Select the lines below containing the word "TypeScript".

### Information shown:
========================
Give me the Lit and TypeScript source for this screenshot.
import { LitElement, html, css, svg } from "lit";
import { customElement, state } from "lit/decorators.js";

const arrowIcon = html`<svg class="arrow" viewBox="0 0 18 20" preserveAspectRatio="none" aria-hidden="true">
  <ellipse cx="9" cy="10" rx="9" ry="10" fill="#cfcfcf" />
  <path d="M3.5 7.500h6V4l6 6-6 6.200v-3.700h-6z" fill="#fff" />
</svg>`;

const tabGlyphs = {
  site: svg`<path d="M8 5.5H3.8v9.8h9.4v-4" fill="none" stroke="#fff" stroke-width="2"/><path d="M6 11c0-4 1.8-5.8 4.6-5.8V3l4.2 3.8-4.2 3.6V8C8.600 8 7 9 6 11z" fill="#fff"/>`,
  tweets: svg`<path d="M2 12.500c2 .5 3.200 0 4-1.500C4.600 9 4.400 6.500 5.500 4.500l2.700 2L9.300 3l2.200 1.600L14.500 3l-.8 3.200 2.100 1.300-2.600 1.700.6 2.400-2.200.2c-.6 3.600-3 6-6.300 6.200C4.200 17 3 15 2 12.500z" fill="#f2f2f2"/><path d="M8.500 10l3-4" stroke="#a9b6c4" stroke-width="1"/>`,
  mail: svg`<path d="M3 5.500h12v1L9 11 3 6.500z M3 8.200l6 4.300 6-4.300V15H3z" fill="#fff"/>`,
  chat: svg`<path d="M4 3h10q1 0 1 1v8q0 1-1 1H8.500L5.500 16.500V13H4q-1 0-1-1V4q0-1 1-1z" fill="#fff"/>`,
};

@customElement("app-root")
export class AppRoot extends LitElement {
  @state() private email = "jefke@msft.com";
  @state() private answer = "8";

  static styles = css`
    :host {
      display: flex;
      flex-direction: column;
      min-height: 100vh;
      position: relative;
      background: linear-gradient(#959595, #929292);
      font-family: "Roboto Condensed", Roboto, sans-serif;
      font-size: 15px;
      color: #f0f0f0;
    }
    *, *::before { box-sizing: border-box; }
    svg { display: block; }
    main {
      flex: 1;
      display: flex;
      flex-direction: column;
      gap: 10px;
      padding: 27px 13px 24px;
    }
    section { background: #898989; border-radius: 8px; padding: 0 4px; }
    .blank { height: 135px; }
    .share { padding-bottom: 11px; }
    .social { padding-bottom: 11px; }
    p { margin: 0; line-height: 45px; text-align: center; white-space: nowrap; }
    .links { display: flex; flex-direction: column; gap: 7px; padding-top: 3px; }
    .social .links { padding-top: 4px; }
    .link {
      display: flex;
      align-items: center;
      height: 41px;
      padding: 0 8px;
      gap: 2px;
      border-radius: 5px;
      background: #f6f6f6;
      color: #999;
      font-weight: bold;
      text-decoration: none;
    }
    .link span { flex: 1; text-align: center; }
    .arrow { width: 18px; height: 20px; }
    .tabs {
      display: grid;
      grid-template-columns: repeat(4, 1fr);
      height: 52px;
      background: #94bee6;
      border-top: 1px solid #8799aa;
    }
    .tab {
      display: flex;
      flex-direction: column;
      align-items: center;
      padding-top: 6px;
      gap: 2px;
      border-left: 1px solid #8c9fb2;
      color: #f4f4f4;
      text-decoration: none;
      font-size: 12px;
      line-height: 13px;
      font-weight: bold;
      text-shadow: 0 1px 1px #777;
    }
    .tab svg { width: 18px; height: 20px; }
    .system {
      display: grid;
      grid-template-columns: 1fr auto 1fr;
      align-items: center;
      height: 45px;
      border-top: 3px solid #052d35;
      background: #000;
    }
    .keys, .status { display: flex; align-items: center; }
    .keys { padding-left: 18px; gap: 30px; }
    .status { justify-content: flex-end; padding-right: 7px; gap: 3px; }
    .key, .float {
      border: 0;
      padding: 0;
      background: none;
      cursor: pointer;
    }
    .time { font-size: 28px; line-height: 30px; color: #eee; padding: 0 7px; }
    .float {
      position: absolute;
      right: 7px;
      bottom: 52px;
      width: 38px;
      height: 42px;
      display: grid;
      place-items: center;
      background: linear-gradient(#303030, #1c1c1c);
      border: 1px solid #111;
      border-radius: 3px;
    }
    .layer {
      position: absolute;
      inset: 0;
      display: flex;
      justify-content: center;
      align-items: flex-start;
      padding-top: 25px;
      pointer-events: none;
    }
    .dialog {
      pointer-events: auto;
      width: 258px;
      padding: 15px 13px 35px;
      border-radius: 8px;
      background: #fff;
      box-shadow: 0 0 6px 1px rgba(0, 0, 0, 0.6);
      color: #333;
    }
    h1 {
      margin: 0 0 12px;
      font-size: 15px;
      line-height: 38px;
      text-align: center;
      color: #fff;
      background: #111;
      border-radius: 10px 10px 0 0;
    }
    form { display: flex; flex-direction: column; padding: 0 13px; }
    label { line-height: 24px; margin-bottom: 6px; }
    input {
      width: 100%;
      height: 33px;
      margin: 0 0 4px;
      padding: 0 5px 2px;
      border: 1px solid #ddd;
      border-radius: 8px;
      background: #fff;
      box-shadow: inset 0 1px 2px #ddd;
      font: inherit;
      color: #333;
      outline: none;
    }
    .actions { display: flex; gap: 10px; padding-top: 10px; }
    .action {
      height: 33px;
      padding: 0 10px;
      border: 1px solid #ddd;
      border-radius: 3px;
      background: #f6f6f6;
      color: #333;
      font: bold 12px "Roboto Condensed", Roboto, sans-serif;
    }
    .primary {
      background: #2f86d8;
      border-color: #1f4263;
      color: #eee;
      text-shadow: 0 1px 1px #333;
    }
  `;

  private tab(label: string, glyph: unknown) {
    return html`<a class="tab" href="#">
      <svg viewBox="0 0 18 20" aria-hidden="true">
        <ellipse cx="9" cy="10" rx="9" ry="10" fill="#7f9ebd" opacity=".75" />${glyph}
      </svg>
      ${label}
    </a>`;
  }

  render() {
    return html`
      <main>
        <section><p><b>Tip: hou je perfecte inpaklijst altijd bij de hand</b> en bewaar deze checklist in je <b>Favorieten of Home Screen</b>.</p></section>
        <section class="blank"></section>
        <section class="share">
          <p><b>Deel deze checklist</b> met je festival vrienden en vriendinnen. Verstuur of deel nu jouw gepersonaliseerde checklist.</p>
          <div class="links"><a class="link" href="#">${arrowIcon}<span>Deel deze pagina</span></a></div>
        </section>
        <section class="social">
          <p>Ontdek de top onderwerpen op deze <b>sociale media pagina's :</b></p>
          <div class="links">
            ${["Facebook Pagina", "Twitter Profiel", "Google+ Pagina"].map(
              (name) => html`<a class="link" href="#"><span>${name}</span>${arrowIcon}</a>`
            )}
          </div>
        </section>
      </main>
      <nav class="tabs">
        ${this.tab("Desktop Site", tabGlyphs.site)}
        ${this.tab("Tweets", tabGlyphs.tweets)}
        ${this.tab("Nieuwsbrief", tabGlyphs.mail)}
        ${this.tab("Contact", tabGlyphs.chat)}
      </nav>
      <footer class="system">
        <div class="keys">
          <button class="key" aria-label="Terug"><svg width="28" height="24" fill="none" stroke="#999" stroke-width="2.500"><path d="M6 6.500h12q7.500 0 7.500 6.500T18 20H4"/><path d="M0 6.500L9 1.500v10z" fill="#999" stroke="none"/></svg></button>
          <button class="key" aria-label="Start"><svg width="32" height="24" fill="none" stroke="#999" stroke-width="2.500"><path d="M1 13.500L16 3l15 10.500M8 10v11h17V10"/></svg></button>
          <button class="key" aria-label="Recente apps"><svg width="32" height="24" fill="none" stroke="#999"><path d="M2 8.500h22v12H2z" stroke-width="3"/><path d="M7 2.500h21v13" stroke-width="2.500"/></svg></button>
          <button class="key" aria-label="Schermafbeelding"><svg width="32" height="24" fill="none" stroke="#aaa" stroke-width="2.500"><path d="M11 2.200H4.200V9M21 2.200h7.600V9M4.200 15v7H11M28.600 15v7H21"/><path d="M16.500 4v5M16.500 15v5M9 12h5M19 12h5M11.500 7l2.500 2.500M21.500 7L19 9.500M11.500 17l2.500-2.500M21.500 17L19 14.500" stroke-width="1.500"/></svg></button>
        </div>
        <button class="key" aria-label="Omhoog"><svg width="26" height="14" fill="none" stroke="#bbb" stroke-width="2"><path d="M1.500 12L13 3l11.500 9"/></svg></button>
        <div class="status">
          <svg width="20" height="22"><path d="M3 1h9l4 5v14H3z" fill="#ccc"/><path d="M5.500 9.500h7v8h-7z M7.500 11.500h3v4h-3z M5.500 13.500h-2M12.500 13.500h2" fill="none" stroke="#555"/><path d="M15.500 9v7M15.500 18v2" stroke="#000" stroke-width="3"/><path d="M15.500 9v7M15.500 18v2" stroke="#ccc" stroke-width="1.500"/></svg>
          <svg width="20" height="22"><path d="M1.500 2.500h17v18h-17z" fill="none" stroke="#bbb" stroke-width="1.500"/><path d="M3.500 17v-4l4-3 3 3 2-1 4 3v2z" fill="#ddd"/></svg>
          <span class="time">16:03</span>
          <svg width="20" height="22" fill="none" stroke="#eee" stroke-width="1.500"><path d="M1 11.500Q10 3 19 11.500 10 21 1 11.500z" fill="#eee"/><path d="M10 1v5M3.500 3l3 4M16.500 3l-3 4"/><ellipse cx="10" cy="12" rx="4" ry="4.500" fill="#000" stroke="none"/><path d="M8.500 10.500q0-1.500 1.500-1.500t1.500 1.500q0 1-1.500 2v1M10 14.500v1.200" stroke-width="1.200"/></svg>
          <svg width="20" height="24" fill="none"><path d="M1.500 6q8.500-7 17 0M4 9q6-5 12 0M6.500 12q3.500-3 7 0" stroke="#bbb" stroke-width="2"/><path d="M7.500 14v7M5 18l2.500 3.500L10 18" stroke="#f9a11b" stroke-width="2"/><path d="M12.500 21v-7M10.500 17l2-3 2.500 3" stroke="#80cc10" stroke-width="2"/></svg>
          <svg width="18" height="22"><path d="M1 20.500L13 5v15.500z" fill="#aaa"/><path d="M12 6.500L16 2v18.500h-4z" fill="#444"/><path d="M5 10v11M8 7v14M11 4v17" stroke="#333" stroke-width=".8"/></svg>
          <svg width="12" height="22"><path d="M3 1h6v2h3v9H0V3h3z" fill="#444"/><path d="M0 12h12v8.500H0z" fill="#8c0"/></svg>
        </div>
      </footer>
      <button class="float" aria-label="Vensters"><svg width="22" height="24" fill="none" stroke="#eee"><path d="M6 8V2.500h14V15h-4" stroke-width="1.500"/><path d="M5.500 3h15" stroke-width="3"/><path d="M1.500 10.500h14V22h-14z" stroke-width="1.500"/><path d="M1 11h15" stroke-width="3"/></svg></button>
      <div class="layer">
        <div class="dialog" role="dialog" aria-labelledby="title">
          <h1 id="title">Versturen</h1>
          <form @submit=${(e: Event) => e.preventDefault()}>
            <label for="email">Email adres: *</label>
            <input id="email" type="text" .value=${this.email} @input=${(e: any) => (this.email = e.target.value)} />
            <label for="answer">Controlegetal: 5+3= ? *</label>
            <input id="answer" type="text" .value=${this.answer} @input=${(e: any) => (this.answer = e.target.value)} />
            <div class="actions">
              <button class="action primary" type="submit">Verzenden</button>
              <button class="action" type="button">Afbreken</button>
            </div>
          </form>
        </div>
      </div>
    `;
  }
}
========================
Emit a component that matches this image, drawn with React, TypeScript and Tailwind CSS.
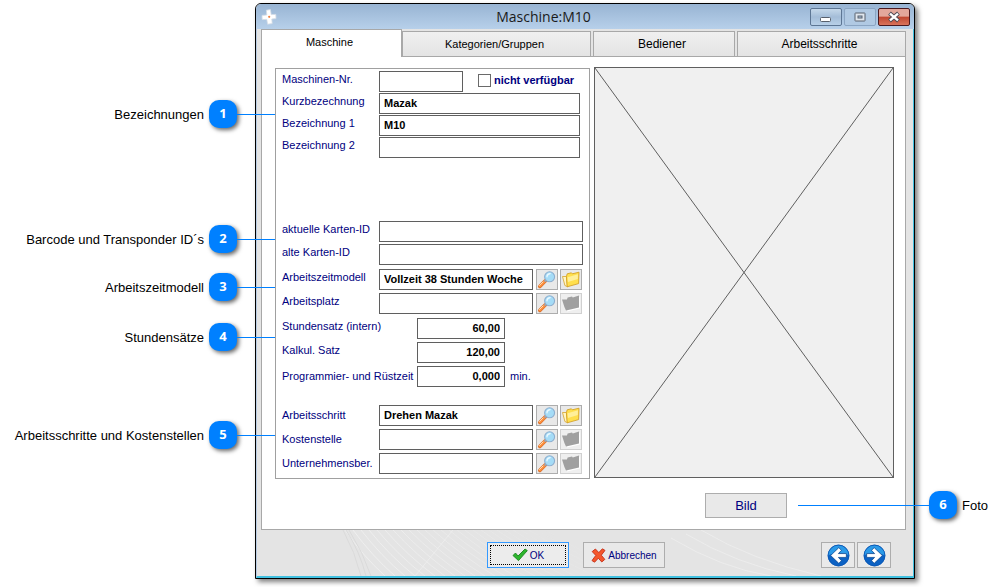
========================
### Expected answer:
Give me the Lit and TypeScript source for this screenshot.
Emit a component that matches this image, drawn with React, TypeScript and Tailwind CSS.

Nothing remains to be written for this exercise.